**TASK TO CARRY OUT:** List every line in this data where the string "React" occurs.

**DATASET ROWS:**
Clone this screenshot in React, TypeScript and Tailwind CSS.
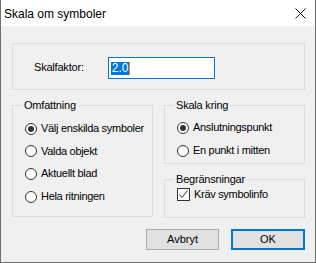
import React from "react";

const font = { fontFamily: '"Liberation Sans", Arial, sans-serif' };

function Radio({ checked }: { checked?: boolean }) {
  return (
    <span className="flex h-[12px] w-[12px] items-center justify-center rounded-full border border-[#333333] bg-white">
      {checked && <span className="h-[6px] w-[6px] rounded-full bg-[#333333]" />}
    </span>
  );
}

function RadioRow({ label, checked, h }: { label: string; checked?: boolean; h: string }) {
  return (
    <div className={`flex items-center ${h}`}>
      <Radio checked={checked} />
      <span className="ml-[4px] text-[11px] leading-none tracking-[-0.3px] text-black">{label}</span>
    </div>
  );
}

export default function App() {
  return (
    <div className="w-[316px] h-[263px] flex flex-col border-x border-b border-[#6f6f6f] bg-[#f0f0f0]" style={font}>
      <div className="h-[26px] bg-white flex items-center justify-between pl-[3px] pr-[9px] shrink-0">
        <span className="text-[12px] text-black leading-none mt-[1px]">Skala om symboler</span>
        <svg width="11" height="11" viewBox="0 0 11 11" className="mt-[1px]">
          <path d="M0.5 0.5 L10.5 10.5 M10.5 0.5 L0.5 10.5" stroke="#111" strokeWidth="1" />
        </svg>
      </div>
      <div className="flex-1 flex flex-col pl-[11px] pr-[10px]">
        <div className="mt-[17px] h-[47px] border border-[#dcdcdc] flex items-start">
          <span className="mt-[18px] ml-[21px] text-[11px] leading-none tracking-[-0.2px] text-black">Skalfaktor:</span>
          <div className="ml-[24px] mt-[13px] h-[22px] w-[107px] border border-[#0078d7] bg-white flex items-center pl-[2px]">
            <span className="bg-[#0078d7] text-white text-[12px] leading-[13px] h-[13px] px-[1px]">2.0</span>
            <span className="h-[13px] w-[1px] bg-[#d98a2b]" />
          </div>
        </div>
        <div className="mt-[9px] flex">
          <fieldset className="w-[141px] h-[118px] border border-[#dcdcdc] pl-[12px]">
            <legend className="ml-[-3px] px-[2px] text-[11px] leading-[12px] tracking-[-0.2px] text-black">Omfattning</legend>
            <div className="mt-[6px] flex flex-col">
              <RadioRow label="Välj enskilda symboler" checked h="h-[23px]" />
              <RadioRow label="Valda objekt" h="h-[22px]" />
              <RadioRow label="Aktuellt blad" h="h-[23px]" />
              <RadioRow label="Hela ritningen" h="h-[23px]" />
            </div>
          </fieldset>
          <div className="ml-[11px] flex flex-col">
            <fieldset className="w-[141px] h-[65px] border border-[#dcdcdc] pl-[12px]">
              <legend className="ml-[-3px] px-[2px] text-[11px] leading-[12px] tracking-[-0.2px] text-black">Skala kring</legend>
              <div className="mt-[5px] flex flex-col">
                <RadioRow label="Anslutningspunkt" checked h="h-[23px]" />
                <RadioRow label="En punkt i mitten" h="h-[23px]" />
              </div>
            </fieldset>
            <fieldset className="mt-[9px] w-[141px] h-[45px] border border-[#dcdcdc] pl-[12px]">
              <legend className="ml-[-3px] px-[2px] text-[11px] leading-[12px] tracking-[-0.2px] text-black">Begränsningar</legend>
              <div className="mt-[3px] flex items-center">
                <span className="flex h-[13px] w-[13px] items-center justify-center border border-[#333333] bg-white">
                  <svg width="11" height="11" viewBox="0 0 11 11">
                    <path d="M1.5 5.5 L4 8.5 L9.5 1.5" fill="none" stroke="#333" strokeWidth="1" />
                  </svg>
                </span>
                <span className="ml-[4px] text-[11px] leading-none tracking-[-0.3px] text-black">Kräv symbolinfo</span>
              </div>
            </fieldset>
          </div>
        </div>
        <div className="mt-[11px] flex justify-end">
          <button className="h-[21px] w-[73px] border border-[#adadad] bg-[#e1e1e1] text-[11px] text-black leading-none">Avbryt</button>
          <button className="ml-[12px] h-[21px] w-[74px] border-2 border-[#0078d7] bg-[#e1e1e1] text-[11px] text-black leading-none">OK</button>
        </div>
      </div>
    </div>
  );
}
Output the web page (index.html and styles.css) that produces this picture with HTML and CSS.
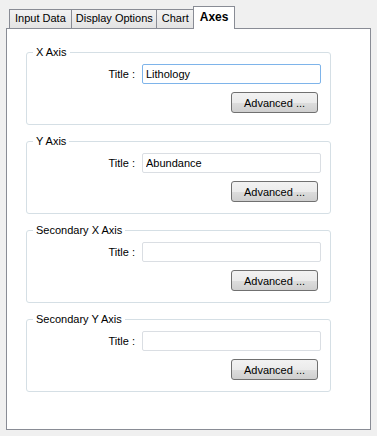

**FINAL RESULT:**
Clone this screenshot in React, TypeScript and Tailwind CSS.
import React from "react";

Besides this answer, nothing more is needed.